▸ **STORED ROWS**:
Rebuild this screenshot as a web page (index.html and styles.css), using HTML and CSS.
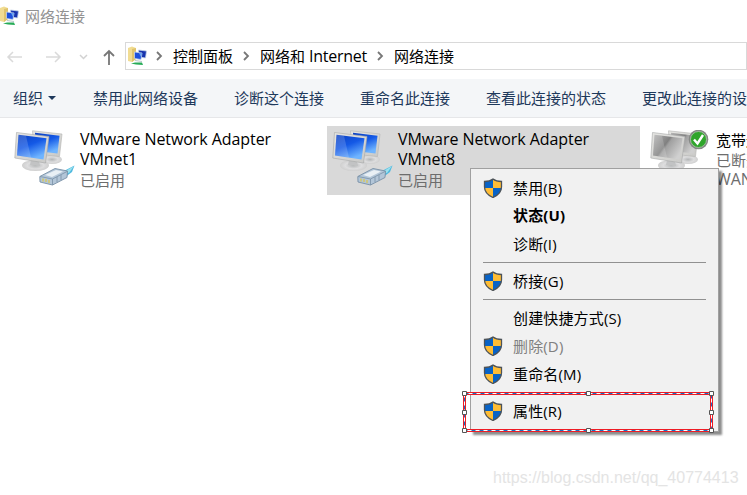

...

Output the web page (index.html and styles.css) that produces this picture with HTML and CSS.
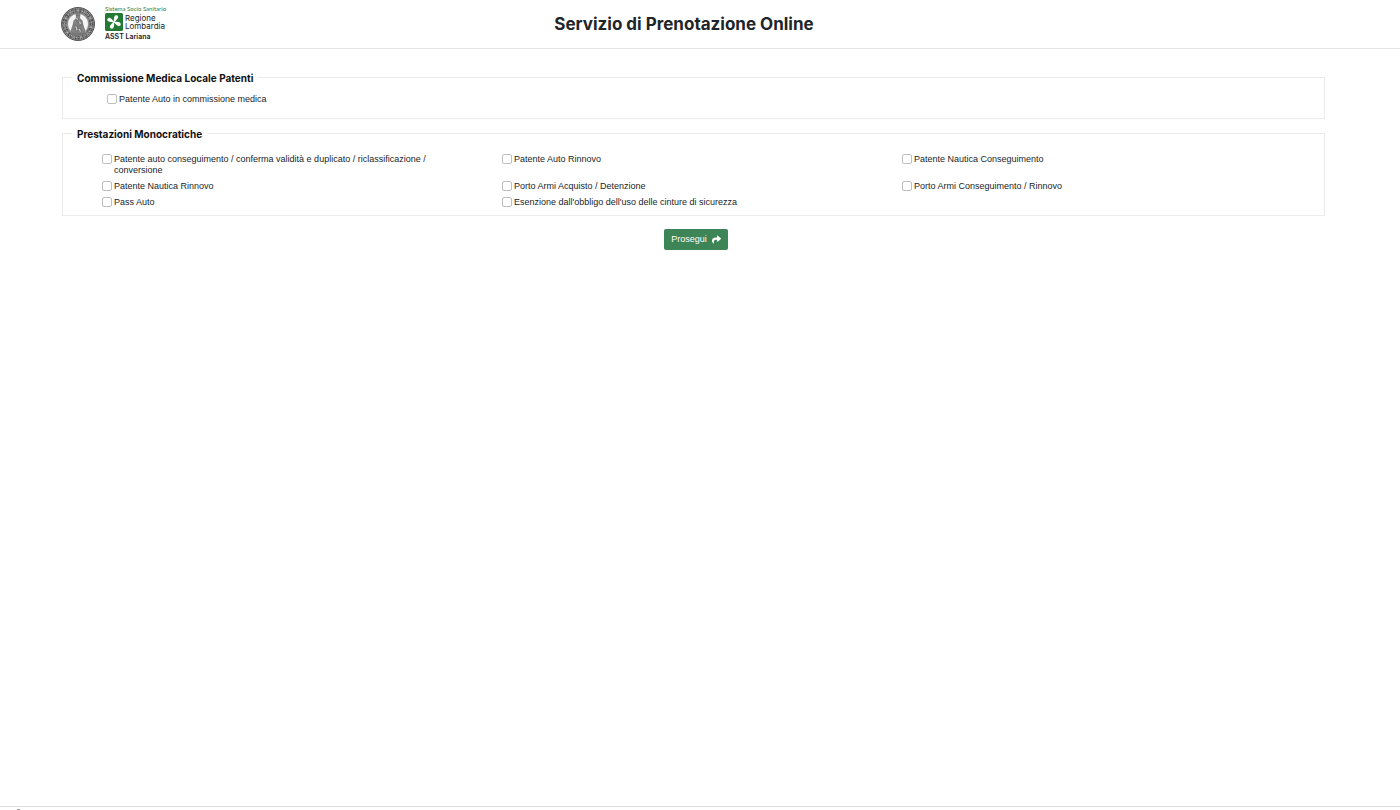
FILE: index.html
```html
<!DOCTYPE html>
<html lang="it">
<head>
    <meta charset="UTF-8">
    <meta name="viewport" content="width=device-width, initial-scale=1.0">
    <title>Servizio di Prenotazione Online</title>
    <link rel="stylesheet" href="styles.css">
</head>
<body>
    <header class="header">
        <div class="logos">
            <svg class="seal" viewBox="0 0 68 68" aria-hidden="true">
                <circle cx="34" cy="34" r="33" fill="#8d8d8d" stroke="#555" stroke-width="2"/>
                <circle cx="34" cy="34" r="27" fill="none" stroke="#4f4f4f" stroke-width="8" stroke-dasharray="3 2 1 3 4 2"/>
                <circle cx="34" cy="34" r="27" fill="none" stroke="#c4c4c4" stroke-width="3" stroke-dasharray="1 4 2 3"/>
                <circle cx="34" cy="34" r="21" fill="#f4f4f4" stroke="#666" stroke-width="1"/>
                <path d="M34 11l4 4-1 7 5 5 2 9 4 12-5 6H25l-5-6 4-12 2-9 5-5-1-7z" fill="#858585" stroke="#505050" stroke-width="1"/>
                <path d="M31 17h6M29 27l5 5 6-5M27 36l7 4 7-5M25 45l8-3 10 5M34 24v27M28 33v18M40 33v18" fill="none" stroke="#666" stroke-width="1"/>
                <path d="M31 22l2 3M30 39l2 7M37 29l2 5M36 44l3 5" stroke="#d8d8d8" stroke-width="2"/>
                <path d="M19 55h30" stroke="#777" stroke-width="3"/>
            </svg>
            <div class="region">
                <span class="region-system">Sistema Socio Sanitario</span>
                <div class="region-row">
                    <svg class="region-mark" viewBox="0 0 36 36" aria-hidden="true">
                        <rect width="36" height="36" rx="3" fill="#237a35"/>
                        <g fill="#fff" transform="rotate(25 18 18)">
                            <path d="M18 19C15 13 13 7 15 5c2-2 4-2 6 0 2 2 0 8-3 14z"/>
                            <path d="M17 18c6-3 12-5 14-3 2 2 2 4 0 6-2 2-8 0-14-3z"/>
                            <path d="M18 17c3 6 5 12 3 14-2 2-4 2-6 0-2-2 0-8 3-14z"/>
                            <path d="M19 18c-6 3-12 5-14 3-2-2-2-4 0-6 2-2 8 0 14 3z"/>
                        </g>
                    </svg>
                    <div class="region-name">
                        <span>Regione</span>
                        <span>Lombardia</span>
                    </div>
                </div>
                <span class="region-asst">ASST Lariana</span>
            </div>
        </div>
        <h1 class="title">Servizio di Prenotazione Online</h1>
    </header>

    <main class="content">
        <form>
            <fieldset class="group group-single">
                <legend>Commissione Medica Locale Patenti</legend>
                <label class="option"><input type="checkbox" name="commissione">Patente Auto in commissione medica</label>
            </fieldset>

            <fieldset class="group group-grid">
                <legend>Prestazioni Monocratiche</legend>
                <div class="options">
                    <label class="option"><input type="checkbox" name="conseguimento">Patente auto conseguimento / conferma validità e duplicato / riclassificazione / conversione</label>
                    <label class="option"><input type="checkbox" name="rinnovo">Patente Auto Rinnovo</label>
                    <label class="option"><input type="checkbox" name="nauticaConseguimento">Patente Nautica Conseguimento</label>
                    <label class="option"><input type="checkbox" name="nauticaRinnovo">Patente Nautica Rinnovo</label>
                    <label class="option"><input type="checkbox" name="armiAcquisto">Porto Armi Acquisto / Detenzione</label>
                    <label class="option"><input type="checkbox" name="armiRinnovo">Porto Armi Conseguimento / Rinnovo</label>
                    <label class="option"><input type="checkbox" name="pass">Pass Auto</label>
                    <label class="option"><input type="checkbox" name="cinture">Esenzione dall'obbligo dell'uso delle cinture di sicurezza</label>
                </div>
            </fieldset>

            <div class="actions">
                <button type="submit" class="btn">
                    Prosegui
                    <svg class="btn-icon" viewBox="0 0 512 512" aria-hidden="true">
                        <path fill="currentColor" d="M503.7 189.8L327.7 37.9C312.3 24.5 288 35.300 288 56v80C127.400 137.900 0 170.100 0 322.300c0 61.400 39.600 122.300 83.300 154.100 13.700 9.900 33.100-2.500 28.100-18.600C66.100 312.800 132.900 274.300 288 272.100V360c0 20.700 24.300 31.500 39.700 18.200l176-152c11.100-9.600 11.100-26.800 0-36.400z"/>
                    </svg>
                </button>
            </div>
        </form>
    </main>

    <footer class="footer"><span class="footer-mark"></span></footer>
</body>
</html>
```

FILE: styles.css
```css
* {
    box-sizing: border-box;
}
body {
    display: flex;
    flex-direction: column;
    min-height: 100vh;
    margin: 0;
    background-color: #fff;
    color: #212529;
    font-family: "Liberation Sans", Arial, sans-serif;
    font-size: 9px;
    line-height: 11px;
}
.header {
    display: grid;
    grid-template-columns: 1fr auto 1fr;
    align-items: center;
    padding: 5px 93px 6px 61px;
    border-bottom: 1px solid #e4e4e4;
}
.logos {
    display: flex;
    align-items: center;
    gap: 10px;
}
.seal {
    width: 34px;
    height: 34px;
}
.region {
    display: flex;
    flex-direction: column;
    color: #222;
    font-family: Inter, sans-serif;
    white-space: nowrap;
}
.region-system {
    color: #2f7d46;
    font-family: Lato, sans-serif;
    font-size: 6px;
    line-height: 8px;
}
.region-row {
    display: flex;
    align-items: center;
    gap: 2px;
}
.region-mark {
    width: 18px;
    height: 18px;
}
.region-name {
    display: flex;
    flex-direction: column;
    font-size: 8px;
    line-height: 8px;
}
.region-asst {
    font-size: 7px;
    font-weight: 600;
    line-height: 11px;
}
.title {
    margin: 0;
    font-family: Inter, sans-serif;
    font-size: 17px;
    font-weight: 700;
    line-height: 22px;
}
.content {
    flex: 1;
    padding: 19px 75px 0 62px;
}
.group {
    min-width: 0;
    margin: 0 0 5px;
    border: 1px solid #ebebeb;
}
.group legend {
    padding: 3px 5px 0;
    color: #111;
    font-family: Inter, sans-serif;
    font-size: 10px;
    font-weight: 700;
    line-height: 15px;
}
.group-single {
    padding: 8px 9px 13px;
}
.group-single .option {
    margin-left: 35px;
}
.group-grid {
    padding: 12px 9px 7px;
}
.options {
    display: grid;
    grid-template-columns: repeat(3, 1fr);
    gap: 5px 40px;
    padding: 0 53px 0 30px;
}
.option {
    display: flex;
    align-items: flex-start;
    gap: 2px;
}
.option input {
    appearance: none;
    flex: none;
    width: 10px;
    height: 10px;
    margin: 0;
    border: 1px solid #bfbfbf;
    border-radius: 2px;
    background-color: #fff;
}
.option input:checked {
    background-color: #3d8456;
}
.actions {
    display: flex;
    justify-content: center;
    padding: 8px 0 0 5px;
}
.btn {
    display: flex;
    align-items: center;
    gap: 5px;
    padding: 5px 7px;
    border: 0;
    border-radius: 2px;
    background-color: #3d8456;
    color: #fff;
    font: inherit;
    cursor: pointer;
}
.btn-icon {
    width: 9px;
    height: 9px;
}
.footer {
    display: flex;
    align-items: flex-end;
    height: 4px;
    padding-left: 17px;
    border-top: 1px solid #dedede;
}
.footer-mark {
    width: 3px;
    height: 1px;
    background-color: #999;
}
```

▸ **WHAT THE EXERCISE ASKS**:
Scan the listing above for the word "styles" and copy every line that holds it.

▸ **RESPONSE**:
Rebuild this screenshot as a web page (index.html and styles.css), using HTML and CSS.
Output the web page (index.html and styles.css) that produces this picture with HTML and CSS.
    <link rel="stylesheet" href="styles.css">
FILE: styles.css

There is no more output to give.